Well over a year ago, I wrote a post called 100 Things I Love About Films on my old blog, which I later reposted here at A Swede Talks Movies. This is the sequel, adding 50 more things to the original 100. I’ve tried to avoid repeating movies and actors I mentioned in that first post, though a few have slipped through anyhow.

Credit for the original concept goes to Beau Kaelin. Thanks also to gentleman and scholar Travis McClain for bringing the idea to my attention. The original description:

Rather than posting your 100 favorite films (which has been done and overdone), you simply post your favorite things about movies.  I dig the concept, because instead of obsessing over whether the films you put on a list are “objectively good enough” to put on said list, you simply jot down 100 moments/lines/visuals that have made a lasting impression on you or sneak their way into running gags between you and your friends. Just read below and you’ll get the idea.

Why only 50 this time instead of 100? Because… quality over quantity? Yes. Let’s go with that.

1. Emily Watson in Breaking the Waves, the fear and agony on her face raw enough to make me gasp in sympathy.

2. The wonderfully trashy dialogue in Bitch Slap. I love the fact that someone actually put the words “Lube my boob, skank twat” to paper.

3. Natalie Portman‘s joy-stricken face when she phones her mother from the bathroom stall in Black Swan.

4. Michelle Williams‘ dorky dance in Blue Valentine.
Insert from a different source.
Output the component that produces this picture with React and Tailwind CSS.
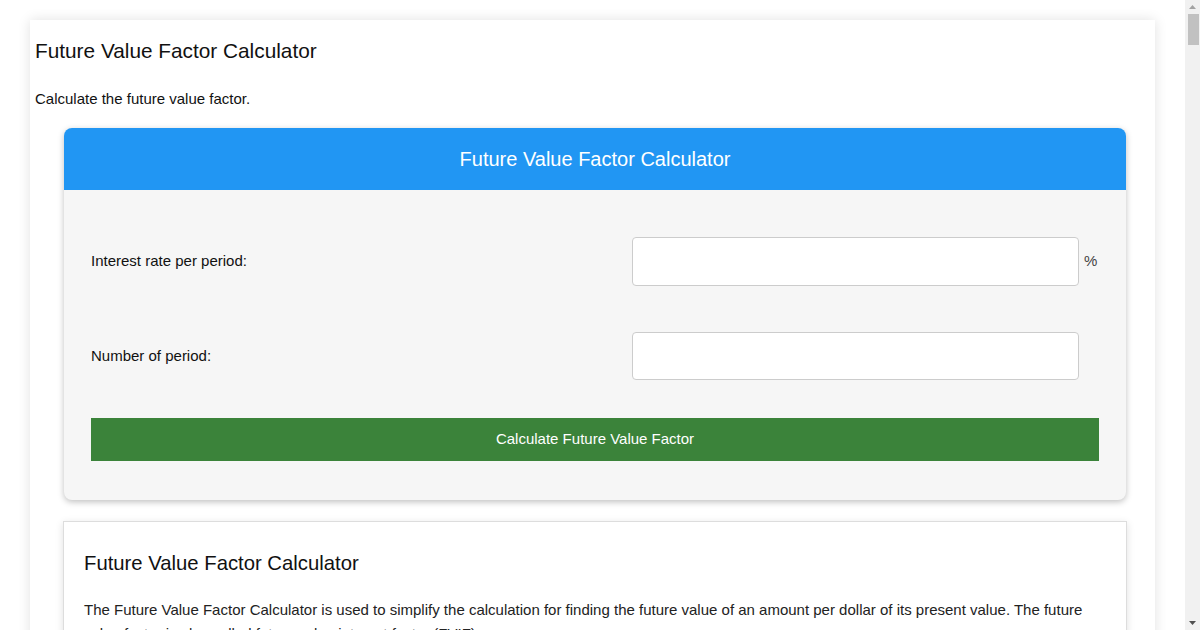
import React from "react";

const Row = ({ label, unit, tall }) => (
  <div className="flex items-center">
    <label className="flex-1 text-[15px] text-[#111]">{label}</label>
    <input
      type="text"
      className={
        tall
          ? "w-[447px] h-[49px] bg-white border border-[#ccc] rounded-[4px] px-3 text-[15px] outline-none"
          : "w-[447px] h-[48px] bg-white border border-[#ccc] rounded-[4px] px-3 text-[15px] outline-none"
      }
    />
    <span className="w-[20px] pl-[5px] text-[15px] text-[#444]">{unit}</span>
  </div>
);

const Scrollbar = () => (
  <div className="w-[15px] h-full bg-[#f1f1f1] flex flex-col items-center">
    <svg width="15" height="14" viewBox="0 0 15 14" className="shrink-0">
      <polygon points="4,9 11,9 7.5,5" fill="#a3a3a3" />
    </svg>
    <div className="w-[11px] h-[31px] ml-[1px] bg-[#c1c1c1]" />
    <div className="flex-1" />
    <svg width="15" height="14" viewBox="0 0 15 14" className="shrink-0">
      <polygon points="4,5 11,5 7.5,9" fill="#505050" />
    </svg>
  </div>
);

const App = () => {
  return (
    <div className="h-screen flex bg-white font-['Liberation_Sans',Arial,sans-serif] text-[#111]">
      <div className="flex-1 overflow-hidden pt-[20px]">
        <div className="w-[1125px] mx-auto bg-white shadow-[0_0_12px_rgba(0,0,0,0.12)] px-[5px] pb-10">
          <h1 className="text-[20.8px] leading-[26px] pt-[18px]">Future Value Factor Calculator</h1>
          <p className="text-[15px] leading-[20px] mt-[25px]">Calculate the future value factor.</p>

          <div className="ml-[29px] mr-[24px] mt-[19px] rounded-[8px] overflow-hidden bg-[#f6f6f6] shadow-[0_2px_6px_rgba(0,0,0,0.25)]">
            <div className="h-[62px] bg-[#2196f3] flex items-center justify-center text-white text-[20px]">
              Future Value Factor Calculator
            </div>
            <div className="px-[27px] pt-[47px] pb-[39px]">
              <Row label="Interest rate per period:" unit="%" tall />
              <div className="mt-[46px]">
                <Row label="Number of period:" unit="" />
              </div>
              <button className="mt-[38px] w-full h-[43px] bg-[#3b833a] text-white text-[15px]">
                Calculate Future Value Factor
              </button>
            </div>
          </div>

          <div className="ml-[28px] mr-[23px] mt-[21px] border border-[#ddd] bg-white shadow-[0_2px_8px_rgba(0,0,0,0.12)] px-[20px] pt-[28px] pb-6">
            <h2 className="text-[20.3px] leading-[26px]">Future Value Factor Calculator</h2>
            <p className="text-[15px] leading-[24px] mt-[22px] text-[#222]">
              The Future Value Factor Calculator is used to simplify the calculation for finding the future value of an amount per dollar of its present value. The future value factor is also called future value interest factor (FVIF).
            </p>
          </div>
        </div>
      </div>
      <Scrollbar />
    </div>
  );
};

export default App;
5. When actors produce their own films, showing a real desire to have the movies made.

6. The brief cameo by Jason Statham reprising his role from The Transporter at the beginning of Collateral. Crossover stuff of that nature should happen more often.

7. The 20th Century Fox fanfare.

8. Robin Williams capping off his love declaration in The Fisher King with the words “But I still don’t drink coffee”.

9. The shot of the sugar lump in Three Colors: Blue.

10. Watching Casablanca for the first time and finally getting some context for all the well-quoted lines of dialogue. “Round up the usual suspects” put a big smile on my face.

11. Penelope Cruz performing A Call From the Vatican in Nine. I don’t mean to sound crass, but… hubba hubba.

12. The chase sequence through the construction site in the 2006 Casino Royale.

13. The Remains of the Day lunch box in Waiting for Guffman.

14. The whole sequence with the trunk in The Ice Harvest. Great mix of tension and humor.

15. Kat Dennings trying to pronounce Mjölnir in Thor. “What’s Myeh-myeh” indeed.

16. Danny DeVito trying to look scary to John Travolta in Get Shorty.

17. Sven Nykvist‘s gorgeous cinematography in Persona. I’ve never seen black & white look better.

18. Mark Ruffalo‘s “Why the fuck did I just say that?” grimace after stating that he loves lesbians in The Kids Are All Right.

19. Speaking of Ruffalo: The Hulk in The Avengers. Every awesome second of him.

20. When a movie just leaves me completely baffled about whether I like it or not, or whether it even matters. It’s annoying too in a way, but I love how it questions the very idea of why I watch films and what I take away from them. Funny Games would be a recent example of this kind of movie for me.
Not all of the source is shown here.